Mr O'Shaughnessy uses the same principle as Professor Le Grand but applies it in a more focused way to avoid what he describes as the "dead weight" of providing extra money for disadvantaged pupils already attending good schools. Instead his "advantage premium" only applies to pupils attending schools that have been judged by Ofsted to be failing for two continuous years.

The premium effectively initially doubles their funding with an extra Pounds 6,000 a year per secondary pupil or pound;4,000 per pupil, tapering off to zero over four academic years.

But it only comes into play if they move to another school or the existing failing school acquires new management. So there is no perverse incentive for heads to encourage failure to attract more funding.

So, influential Tory thinkers are coming to a similar conclusion as the likes of Tim Brighouse, the Government's progressive chief London schools adviser, who in 2004 also proposed a financial incentive for schools to take on poorer performing students.

There are differences: notably that both Mr Wilson and Mr O'Shaughnessy propose that the extra funding for disadvantaged pupils could be spent in independent schools. But the general idea of giving them the financial leg-up they need to participate in the state schools market is gaining support from all directions.

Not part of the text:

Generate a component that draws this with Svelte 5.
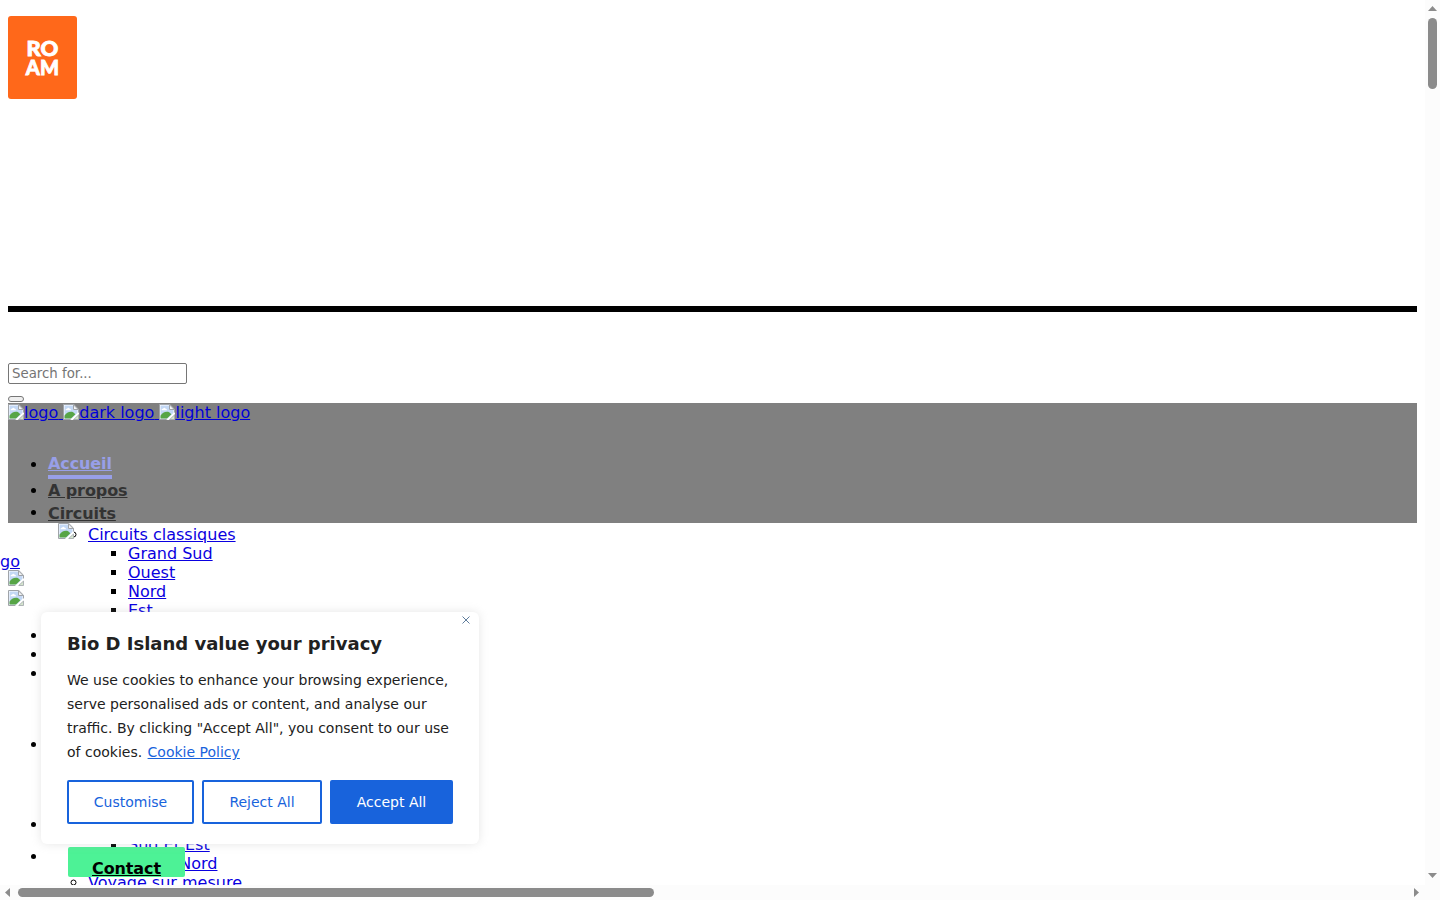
<script>
  const towns = ['Grand Sud', 'Ouest', 'Nord', 'Est'];
  const logos = ['logo', 'dark logo', 'light logo'];
  const offsets = [0, 19, 38, 109, 189, 221];
</script>

{#snippet broken()}
  <svg class="broken" width="16" height="16" viewBox="0 0 16 16" aria-hidden="true">
    <path d="M.5.5h10.3l4.7 4.7V15.5H.5z" fill="#fff" />
    <path d="M1.5 1.5h8.8v4.2h4.2v3L8.6 14.5H1.5z" fill="#c3d8f5" />
    <path d="M2.5 6.2c0-1.1.8-1.6 1.6-1.5.3-1.2 2.2-1.2 2.5.1.9 0 1.4.6 1.3 1.4z" fill="#fff" />
    <path d="M1.5 14.5v-2.8C3.4 8.6 7 7 10.2 8.3l2.2 2L8 14.5z" fill="#57a546" />
    <path d="M7.5 15.5H.5V.5h10.3l4.7 4.7v3.5" fill="none" stroke="#a0a4a9" />
    <path d="M10.5.8v4.7h4.7z" fill="#f4f5f6" stroke="#a0a4a9" />
    <path d="M7.3 16 16 8.2v1.9L9.8 16z" fill="#fff" />
    <path d="M10.7 15.5 15.5 11v4.5z" fill="#d5e6ce" stroke="#a0a4a9" stroke-width=".8" />
  </svg>
{/snippet}

<div class="screen">
  <main>
    <div class="roam"><span class="ro">RO</span><span class="am">AM</span></div>
    <div class="rule"></div>
    <input placeholder="Search for..." aria-label="Search" />
    <button class="submit" aria-label="Submit"></button>
    <header>
      <div class="logos">
        {#each logos as name, i}<a href="#top">{@render broken()}{name}{#if i < 2}&nbsp;{/if}</a>{/each}
      </div>
      <ul class="nav">
        <li class="home"><a href="#top">Accueil</a></li>
        <li class="about"><a href="#top">A propos</a></li>
        <li class="tours"><a href="#top">Circuits</a>
          <ul class="sub">
            <li><a href="#top">Circuits classiques</a>
              <ul>
                {#each towns as town}<li><a href="#top">{town}</a></li>{/each}
                <li class="later"><a href="#top">Sud Et Est</a></li>
                <li class="west"><a href="#top">Ouest Nord</a></li>
              </ul>
            </li>
            <li><a href="#top">Voyage sur mesure</a></li>
          </ul>
        </li>
      </ul>
    </header>

    <div class="float-icon">{@render broken()}</div>
    <a class="cut" href="#top">go</a>
    <div class="side-icons">{@render broken()}{@render broken()}</div>
    <div class="dots">
      {#each offsets as y}<i style="top:{y}px"></i>{/each}
    </div>
    <a class="contact" href="#top">Contact</a>

    <section class="card">
      <svg class="close" width="8" height="8" viewBox="0 0 8 8"><path d="M.5.5l7 7M7.5.5l-7 7" stroke="#5f7d9c" stroke-width="1" /></svg>
      <h2>Bio D Island value your privacy</h2>
      <p>We use cookies to enhance your browsing experience, serve personalised ads or content, and analyse our traffic. By clicking "Accept All", you consent to our use of cookies. <a href="#top">Cookie Policy</a></p>
      <div class="actions">
        <button class="b1">Customise</button>
        <button class="b2">Reject All</button>
        <button class="b3">Accept All</button>
      </div>
    </section>
  </main>
  <div class="vbar">
    <svg width="9" height="5"><path d="M0 5 4.5 0 9 5z" fill="#8b8b8b" /></svg>
    <div></div>
    <svg width="9" height="5"><path d="M0 0h9L4.5 5z" fill="#8b8b8b" /></svg>
  </div>
  <div class="hbar">
    <svg width="5" height="9"><path d="M5 0v9L0 4.5z" fill="#8b8b8b" /></svg>
    <div></div>
    <svg width="5" height="9"><path d="M0 0v9l5-4.5z" fill="#8b8b8b" /></svg>
  </div>
</div>

<style>
  :global(body) { margin: 0; background: #fff; overflow: hidden; }
  .screen {
    display: grid; grid-template: 885px 15px / 1425px 15px;
    width: 1440px; height: 900px; overflow: hidden;
    font: 16px "DejaVu Sans", sans-serif; color: #000;
  }
  main { position: relative; overflow: hidden; box-sizing: border-box; padding: 16px 8px 0; }
  a { color: #0000ee; text-decoration: underline; }
  header a { color: #0000d8; }
  .sub a, .cut { color: #0a00e0; }
  .roam {
    width: 69px; height: 83px; border-radius: 3px; background: #ff681a; color: #fff;
    display: flex; flex-direction: column; align-items: center; justify-content: center;
    font: 900 20px/19px Lato, sans-serif; -webkit-text-stroke: .8px #fff;
  }
  .ro { padding-top: 1px; transform: scaleX(1.1); }
  .am { letter-spacing: .2px; }
  .rule { height: 6px; width: 1409px; background: #000; margin-top: 207px; }
  input {
    display: block; box-sizing: border-box; width: 179px; height: 21px; margin: 51px 0 0;
    padding: 1px 3px; border: 1px solid #767676; border-radius: 2px; font: 13.333px "DejaVu Sans", sans-serif;
  }
  input::placeholder { color: #757575; }
  .submit {
    display: block; width: 16px; height: 6px; box-sizing: border-box; padding: 0; margin: 12px 0 1px;
    border: 1px solid #767676; border-radius: 3px; background: #efefef;
  }
  header { width: 1409px; height: 120px; background: #808080; }
  .logos { display: flex; height: 19px; margin-bottom: 33px; white-space: nowrap; }
  .logos .broken { vertical-align: top; margin-top: 1px; }
  .broken { display: inline-block; flex: none; }
  ul { margin: 0; padding-left: 40px; }
  .nav { list-style: disc; }
  .nav > li > a { font-weight: bold; color: #333; position: relative; letter-spacing: -.1px; }
  .nav > .home { height: 26px; }
  .nav > .home > a { color: #989fe8; display: inline-block; height: 21px; border-bottom: 4px solid #989fe8; top: -1px; }
  .nav > .about { height: 22px; }
  .nav > .tours > a { top: 1px; }
  .sub { list-style: circle; padding-top: 3px; }
  .sub ul { list-style: square; }
  .later { margin-top: 215px; }
  .west { word-spacing: -1px; }
  .float-icon { position: absolute; left: 58px; top: 523px; height: 16px; display: flex; }
  .cut { position: absolute; left: 0; top: 552px; }
  .side-icons { position: absolute; left: 8px; top: 570px; display: flex; flex-direction: column; gap: 4px; }
  .dots { position: absolute; left: 31px; top: 633px; }
  .dots i { position: absolute; width: 5px; height: 5px; border-radius: 50%; background: #000; }
  .contact {
    position: absolute; left: 68px; top: 847px; width: 117px; height: 30px; box-sizing: border-box;
    padding: 12px 0 0 24px; border-radius: 2px; background: #4df296; color: #000; font-weight: bold; letter-spacing: -.1px;
  }
  .card {
    position: absolute; left: 41px; top: 612px; width: 438px; height: 232px; box-sizing: border-box;
    padding: 20px 26px; border-radius: 6px; background: #fff; color: #212121; box-shadow: 0 0 10px #acabab4d;
  }
  .close { position: absolute; right: 9px; top: 4px; }
  h2 { margin: 0 0 12px; font: bold 18px/24px "DejaVu Sans", sans-serif; }
  p { margin: 0; font-size: 14px; line-height: 24px; }
  p a { color: #1863dc; margin-left: 1px; }
  .actions { display: flex; gap: 8px; margin-top: 16px; }
  .actions button {
    height: 44px; padding: 0; border: 2px solid #1863dc; border-radius: 2px; background: #fff;
    color: #1863dc; font: 14px "DejaVu Sans", sans-serif;
  }
  .b1 { width: 127px; }
  .b2 { width: 120px; }
  .actions .b3 { width: 123px; background: #1863dc; color: #fff; }
  .vbar {
    background: #fcfcfc; display: flex; flex-direction: column; align-items: center; padding: 6px 0 7px;
  }
  .vbar div { width: 9px; height: 71px; border-radius: 5px; background: #8b8b8b; margin: 7px 0 auto; }
  .hbar { grid-column: 1 / 3; background: #fcfcfc; display: flex; align-items: center; padding: 0 21px 0 5px; }
  .hbar div { width: 636px; height: 9px; border-radius: 5px; background: #8b8b8b; margin: 0 auto 0 8px; }
</style>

So what do the heads, who the extra funding is supposed to attract, make of it? John Dunford, general secretary of the Association of School and College Leaders, is broadly supportive. "It is a significant factor that 50 per cent of deprived pupils do not live in deprived areas and the schools that educate them are missing out on most, sometimes all, of the funding streams supposed to helping them," he said.

"If the deprivation funding was targeted at individual pupils then these schools would be able to make better provision for them."

But the one thing he is certain about is that funding needs to be targeted more accurately. The Government cannot, as he argued earlier this year, continue to spray funds around like "Dick Cheney on a quail shoot".